Robert W. Merry shines a laser on the most important point of the immigration debate, what kind of country do Americans want to have?
Behind the sturm und drang that greeted President Trump’s recent executive action on refugees lies the broader issue of U.S. immigration policies over the past half-century. And behind those immigration policies lies a profound question facing Americans: what kind of country do they want their country to be?
For most of our history, we have been largely a country of Europeans, a country of the West, with Western sensibilities and a shared devotion to the Western heritage. Now we are in the process of becoming something else—a mixed country without a coherent, guiding heritage of any civilization and certainly not of the West.

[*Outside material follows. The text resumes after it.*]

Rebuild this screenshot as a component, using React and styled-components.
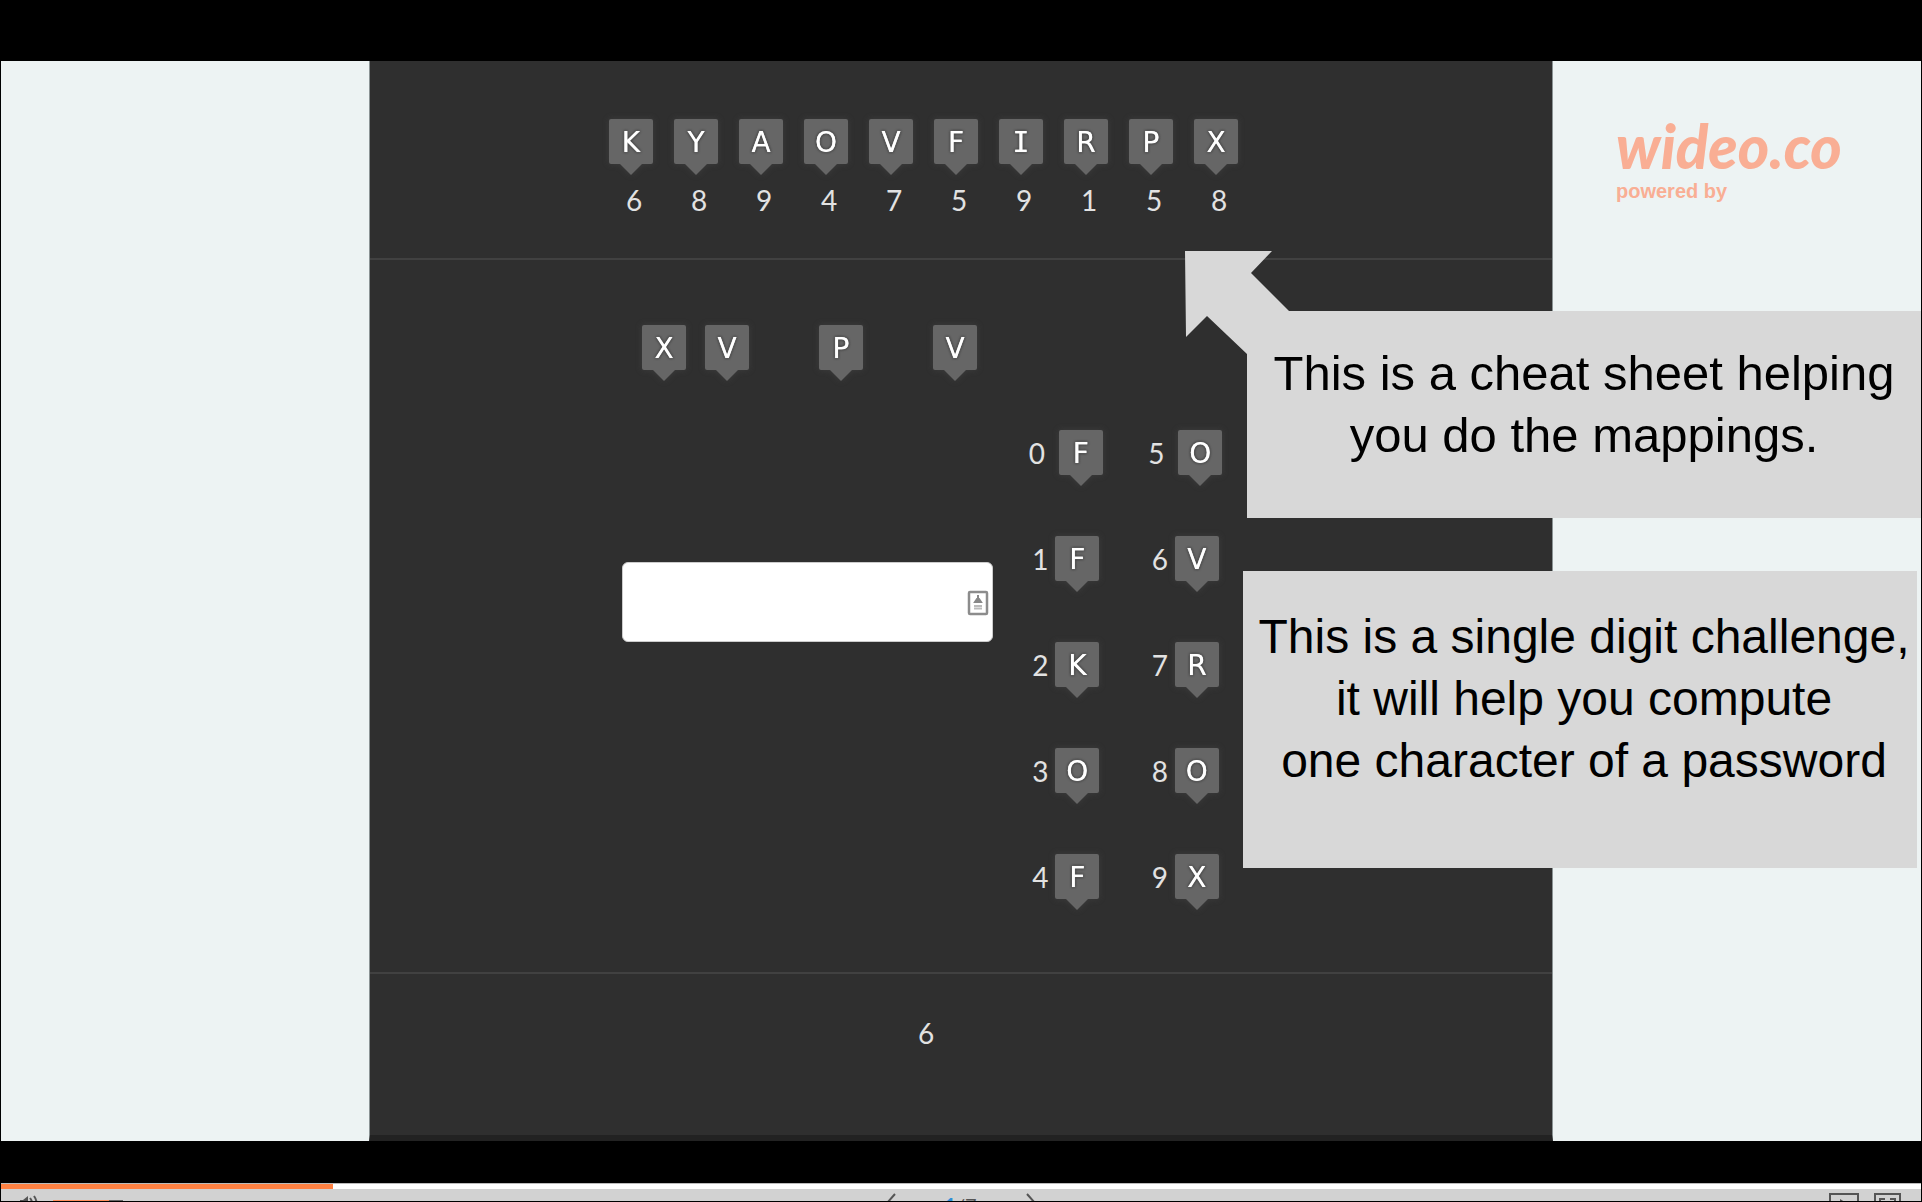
import React from "react";
import styled, { createGlobalStyle } from "styled-components";

const GlobalStyle = createGlobalStyle`
  *, *::before, *::after { box-sizing: border-box; }
  body { margin: 0; background: #000; font-family: Lato, sans-serif; }
`;

const Player = styled.div`
  display: flex;
  flex-direction: column;
  height: 100vh;
  padding-top: 61px;
  border: solid #000;
  border-width: 0 1px 1px;
  background: #000;
  overflow: hidden;
`;

const Stage = styled.main`
  position: relative;
  flex: 1;
  min-height: 0;
  display: grid;
  grid-template-columns: 368fr 1184fr 368fr;
  margin-bottom: 42px;
  background: #edf3f3;
  overflow: hidden;
`;

const Screen = styled.section`
  grid-column: 2;
  display: flex;
  flex-direction: column;
  background: #2f2f2f;
  border: solid #8b9394;
  border-width: 0 1px;
  border-bottom: 6px solid #222;
  color: #e2e2e2;
`;

const Band = styled.div`
  display: flex;
  flex-direction: column;
  align-items: center;
  padding: ${(p) => p.$pad};
  border-bottom: ${(p) => (p.$last ? "0" : "2px solid #414141")};
`;

const CheatRow = styled.ul`
  display: flex;
  gap: 21px;
  margin: 0;
  padding: 0;
  list-style: none;
`;

const CheatItem = styled.li`
  display: flex;
  flex-direction: column;
  align-items: center;
  gap: 2px;
`;

const TileBox = styled.span`
  display: flex;
  flex-direction: column;
  align-items: center;
  filter: drop-shadow(0 0 3px rgba(90, 90, 90, 0.35));

  &::after {
    content: "";
    border: 11px solid transparent;
    border-top-color: #666;
    border-bottom: 0;
  }
`;

const TileFace = styled.span`
  width: 44px;
  height: 45px;
  border-radius: 2px;
  background: #666;
  color: #fff;
  font: 400 28px/48px ${(p) => (p.$serifed ? '"DejaVu Sans Mono", monospace' : '"DejaVu Sans", sans-serif')};
  text-align: center;
  text-shadow: 0 0 1px #fff, 0 0 3px #222, 0 0 2px #333;
`;

const Digit = styled.span`
  font: 400 28px/46px Lato, sans-serif;
  padding-left: ${(p) => (p.$indent ? "6px" : "0")};
`;

const Challenge = styled.div`
  display: grid;
  grid-template-columns: 397px 239px;
  row-gap: 49px;
`;

const Question = styled.div`
  grid-column: 1 / -1;
  display: flex;
  gap: 70px;
  padding-left: 33px;
`;

const Pair = styled.span`
  display: flex;
  gap: 19px;
`;

const Field = styled.label`
  position: relative;
  align-self: start;
  margin: 132px 13px 0;
  height: 80px;
`;

const Answer = styled.input`
  width: 100%;
  height: 100%;
  padding: 0 32px 0 16px;
  border: 1px solid #ccc;
  border-radius: 6px;
  background: #fff;
  font: 400 28px/40px Lato, sans-serif;
  outline: 0;
`;

const FieldIcon = styled.svg`
  position: absolute;
  right: 4px;
  top: 28px;
`;

const Mapping = styled.div`
  display: grid;
  grid-auto-flow: column;
  grid-template: repeat(5, auto) / 1fr 1fr;
  row-gap: 50px;
`;

const MapItem = styled.div`
  display: flex;
  justify-content: center;
  gap: ${(p) => (p.$wide ? "14px" : "7px")};
`;

const Brand = styled.a`
  position: absolute;
  top: 52px;
  right: 79px;
  width: 226px;
  display: flex;
  flex-direction: column;
  color: #f9ae94;
  text-decoration: none;
`;

const Wordmark = styled.span`
  font: italic 900 60px/66px Lato, sans-serif;
`;

const Powered = styled.span`
  font: 700 20px/24px "Liberation Sans", sans-serif;
`;

const Callout = styled.aside`
  position: absolute;
  top: ${(p) => p.$top};
  right: ${(p) => p.$right};
  width: 674px;
  padding: ${(p) => p.$pad};
  background: #d8d8d8;
  color: #000;
  font: 400 ${(p) => p.$size}/62px "Liberation Sans", Arial, sans-serif;
  text-align: center;
  white-space: nowrap;

  p { margin: 0; }
`;

const Pointer = styled.svg`
  position: absolute;
  left: -62px;
  top: -60px;
`;

const Progress = styled.div`
  flex: none;
  height: 6px;
  background: #fff;
  border-top: 1px solid #bbb;
`;

const Played = styled.div`
  height: 5px;
  background: #ff8142;
`;

const Controls = styled.footer`
  flex: none;
  height: 12px;
  overflow: hidden;
  background: #d2d2d2;
`;

const ControlRow = styled.div`
  display: grid;
  grid-template-columns: 1fr auto 1fr;
  align-items: start;
  padding: 4px 20px 0 19px;
`;

const Group = styled.div`
  display: flex;
  align-items: flex-start;
  gap: ${(p) => p.$gap};
  justify-content: ${(p) => p.$justify || "flex-start"};
`;

const IconButton = styled.button`
  display: block;
  padding: 0;
  border: 0;
  background: none;
  color: #555;
  line-height: 0;
`;

const Volume = styled.input`
  appearance: none;
  width: 70px;
  height: 2px;
  margin: 7px 0 0;
  background: #ff8f5c;

  &::-webkit-slider-thumb {
    appearance: none;
    width: 14px;
    height: 2px;
    background: #666;
  }
`;

const Counter = styled.span`
  width: 72px;
  padding-top: 3px;
  font: 400 20px/18px Lato, sans-serif;
  text-align: center;
  color: #555;

  b { color: #2f8fd8; font-weight: 700; }
`;

const cheats = [
  ["K", 6], ["Y", 8], ["A", 9], ["O", 4], ["V", 7],
  ["F", 5], ["I", 9], ["R", 1], ["P", 5], ["X", 8],
];
const mapping = ["F", "F", "K", "O", "F", "O", "V", "R", "O", "X"];

function Tile({ children }) {
  return (
    <TileBox>
      <TileFace $serifed={children === "I"}>{children}</TileFace>
    </TileBox>
  );
}

function Icon({ w, h, children }) {
  return (
    <svg width={w} height={h} viewBox={`0 0 ${w} ${h}`} fill="none" stroke="currentColor" strokeWidth="2" aria-hidden="true">
      {children}
    </svg>
  );
}

export default function App() {
  return (
    <Player>
      <GlobalStyle />
      <Stage>
        <Screen>
          <Band $pad="58px 75px 35px 0">
            <CheatRow>
              {cheats.map(([letter, digit]) => (
                <CheatItem key={letter}>
                  <Tile>{letter}</Tile>
                  <Digit $indent>{digit}</Digit>
                </CheatItem>
              ))}
            </CheatRow>
          </Band>
          <Band $pad="65px 68px 62px 0">
            <Challenge>
              <Question>
                <Pair>
                  <Tile>X</Tile>
                  <Tile>V</Tile>
                </Pair>
                <Tile>P</Tile>
                <Tile>V</Tile>
              </Question>
              <Field>
                <Answer type="text" aria-label="Answer" />
                <FieldIcon width="22" height="26" viewBox="0 0 22 26" aria-hidden="true">
                  <rect x="2" y="2" width="18" height="22" rx="1" fill="#fff" stroke="#8c8c8c" strokeWidth="2.5" />
                  <path d="M11 5v4M8 12h6l-2-3h-2z" fill="#888" stroke="#888" strokeWidth="2" />
                  <path d="M7 16h8M7 18.500h8" stroke="#bbb" strokeWidth="2" />
                </FieldIcon>
              </Field>
              <Mapping>
                {mapping.map((letter, i) => (
                  <MapItem key={i} $wide={i % 5 === 0}>
                    <Digit>{i}</Digit>
                    <Tile>{letter}</Tile>
                  </MapItem>
                ))}
              </Mapping>
            </Challenge>
          </Band>
          <Band $last $pad="36px 70px 0 0">
            <Digit>6</Digit>
          </Band>
        </Screen>

        <Brand href="#wideo">
          <Wordmark>wideo.co</Wordmark>
          <Powered>powered by</Powered>
        </Brand>

        <Callout $size="49px" $top="250px" $right="0" $pad="31px 0 52px">
          <Pointer width="105" height="104" viewBox="0 0 105 104" aria-hidden="true">
            <path d="M0 0H87L66 22L104 60V104H62L62 103L22 65L1 86Z" fill="#d8d8d8" />
          </Pointer>
          <p>This is a cheat sheet helping<br />you do the mappings.</p>
        </Callout>
        <Callout $size="48px" $top="510px" $right="4px" $pad="35px 0 76px 8px">
          <p>This is a single digit challenge,<br />it will help you compute<br />one character of a password</p>
        </Callout>
      </Stage>

      <Progress role="progressbar" aria-label="Playback" aria-valuenow={17} aria-valuemin={0} aria-valuemax={100}>
        <Played style={{ width: `${(332 / 1920) * 100}%` }} />
      </Progress>
      <Controls>
        <ControlRow>
          <Group $gap="14px">
            <IconButton aria-label="Mute">
              <Icon w={19} h={20}>
                <path d="M0 7h3l5-4v14l-5-4H0z" fill="currentColor" stroke="none" />
                <path d="M10 5q4 5 0 10M14 3q5 7 0 14" />
              </Icon>
            </IconButton>
            <Volume type="range" defaultValue="100" aria-label="Volume" />
          </Group>
          <Group $gap="29px">
            <IconButton aria-label="Previous">
              <Icon w={10} h={20}><path d="M9 1L1 10L9 19" /></Icon>
            </IconButton>
            <Counter><b>1</b>/7</Counter>
            <IconButton aria-label="Next">
              <Icon w={10} h={20}><path d="M1 1L9 10L1 19" /></Icon>
            </IconButton>
          </Group>
          <Group $gap="15px" $justify="flex-end">
            <IconButton aria-label="Theater view">
              <Icon w={30} h={22}>
                <path d="M1 1h28v20H1z" />
                <path d="M11 6l8 5-8 5z" fill="currentColor" stroke="none" />
              </Icon>
            </IconButton>
            <IconButton aria-label="Full screen">
              <Icon w={27} h={22}>
                <path d="M1 1h25v20H1zM6 9V6h5M16 6h5v3M6 13v3h5M16 16h5v-3" />
              </Icon>
            </IconButton>
          </Group>
        </ControlRow>
      </Controls>
    </Player>
  );
}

This is largely the result both of the numbers of immigrants coming into the country (both legal and illegal) and of the place of origin of most of those immigrants. In 1960, 84 percent of U.S. immigrants came from Europe and Canada; now that number is just 14 percent.

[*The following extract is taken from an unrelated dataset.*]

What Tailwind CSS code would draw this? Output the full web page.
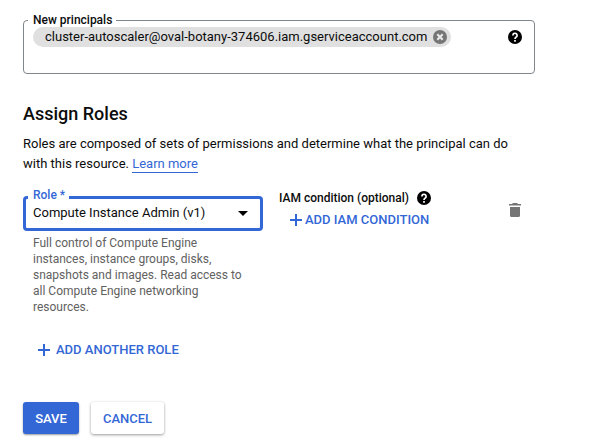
<!DOCTYPE html>
<html lang="en">
<head>
<meta charset="utf-8">
<title>Assign Roles</title>
<script src="https://cdn.jsdelivr.net/npm/@tailwindcss/browser@4"></script>
</head>
<body class="h-[444px] overflow-hidden bg-white font-[Roboto,sans-serif] text-[13px] text-[#0c0c0c]">
<main class="pl-[23px] pt-[14px]">
  <fieldset class="h-[60px] w-[512px] rounded-[4px] border border-[#80868b] pl-[4px]">
    <legend class="h-[13px] whitespace-nowrap pl-[5px] pr-[4px] text-[12px] font-medium leading-[13px]">New principals</legend>
    <div class="flex items-center justify-between pl-[5px] pr-[12px]">
      <div class="flex h-5 w-[418px] items-center justify-between rounded-full bg-[#e0e0e0] pl-3 pr-1">
        <span class="whitespace-nowrap">cluster-autoscaler@oval-botany-374606.iam.gserviceaccount.com</span>
        <svg class="size-[14px] shrink-0" viewBox="0 0 14 14"><circle cx="7" cy="7" r="7" fill="#757575"/><path d="M4.300 4.300l5.400 5.400M9.700 4.300l-5.400 5.400" stroke="#e8e8e8" stroke-width="2.200"/></svg>
      </div>
      <svg class="size-[14px]" viewBox="0 0 14 14"><circle cx="7" cy="7" r="7" fill="#000"/><path d="M4.900 5.400a2.100 2.100 0 1 1 3.300 1.700Q7 7.800 7 9M7 10v1.700" fill="none" stroke="#fff" stroke-width="1.700"/></svg>
    </div>
  </fieldset>
  <h1 class="mt-[28px] text-[18px] font-medium leading-6">Assign Roles</h1>
  <p class="mt-[8px] whitespace-nowrap leading-5">Roles are composed of sets of permissions and determine what the principal can do<br>with this resource. <a class="inline-block h-[19px] border-b border-[#3367d6] text-[#3367d6]">Learn more</a></p>
  <section class="mt-[15px] flex h-[126px]">
    <div class="w-[240px]">
      <fieldset class="h-[42px] rounded-[4px] border-[3px] border-[#3367d6] pl-[2px]">
        <legend class="h-[17px] whitespace-nowrap pl-[5px] pr-[4px] text-[12px] font-medium leading-[13px] text-[#3367d6]">Role *</legend>
        <div class="flex h-[14px] items-center justify-between pl-[5px] pr-[12px]">
          <span class="leading-[14px]">Compute Instance Admin (v1)</span>
          <svg class="h-[5px] w-[10px]" viewBox="0 0 10 5"><path d="M0 0h10L5 5z"/></svg>
        </div>
      </fieldset>
      <p class="mt-[4px] whitespace-nowrap pl-[10px] text-[12px] leading-4 text-[#616161]">Full control of Compute Engine<br>instances, instance groups, disks,<br>snapshots and images. Read access to<br>all Compute Engine networking<br>resources.</p>
    </div>
    <div class="ml-4 w-[230px]">
      <div class="flex h-[18px] items-center gap-[8px] whitespace-nowrap text-[12px] font-medium">IAM condition (optional)
        <svg class="size-[14px]" viewBox="0 0 14 14"><circle cx="7" cy="7" r="7" fill="#000"/><path d="M4.900 5.400a2.100 2.100 0 1 1 3.300 1.700Q7 7.800 7 9M7 10v1.700" fill="none" stroke="#fff" stroke-width="1.700"/></svg>
      </div>
      <button class="ml-[11px] mt-[3px] flex h-5 items-center gap-[3px] whitespace-nowrap font-medium text-[#3367d6]"><svg class="size-3" viewBox="0 0 12 12"><path d="M0 6h12M6 0v12" stroke="currentColor" stroke-width="2"/></svg>ADD IAM CONDITION</button>
    </div>
    <svg class="mt-[14px] h-[14px] w-3" viewBox="0 0 12 14" fill="#757575"><path d="M0 1h3l1-1h4l1 1h3v1.500H0zM1 4h10v8.500q0 1.500-1.500 1.500h-7Q1 14 1 12.500z"/></svg>
  </section>
  <button class="ml-[15px] mt-[25px] flex h-5 items-center gap-[6px] whitespace-nowrap font-medium text-[#3367d6]"><svg class="size-3" viewBox="0 0 12 12"><path d="M0 6h12M6 0v12" stroke="currentColor" stroke-width="2"/></svg>ADD ANOTHER ROLE</button>
  <div class="mt-[42px] flex gap-3 text-[13px] font-medium">
    <button class="h-8 w-14 rounded-[3px] bg-[#3367d6] pt-px text-white shadow-[0_1px_2px_rgba(0,0,0,0.4)]">SAVE</button>
    <button class="h-8 w-[73px] rounded-[3px] bg-white pt-px text-[#3367d6] shadow-[0_1px_3px_rgba(0,0,0,0.4)]">CANCEL</button>
  </div>
</main>
</body>
</html>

This is a profound national alteration, and what’s remarkable about it is how little debate, or even discussion, has attended it until recently. The American left and most of the country’s elites considered it a natural and beneficial development, a testament to the value of diversity and a shared aversion to discriminatory practice or even discriminatory thinking.
Then came Donald Trump, whose crude pronouncements on immigration heralded that this was one politician who wasn’t going to be silenced or intimidated on the issue.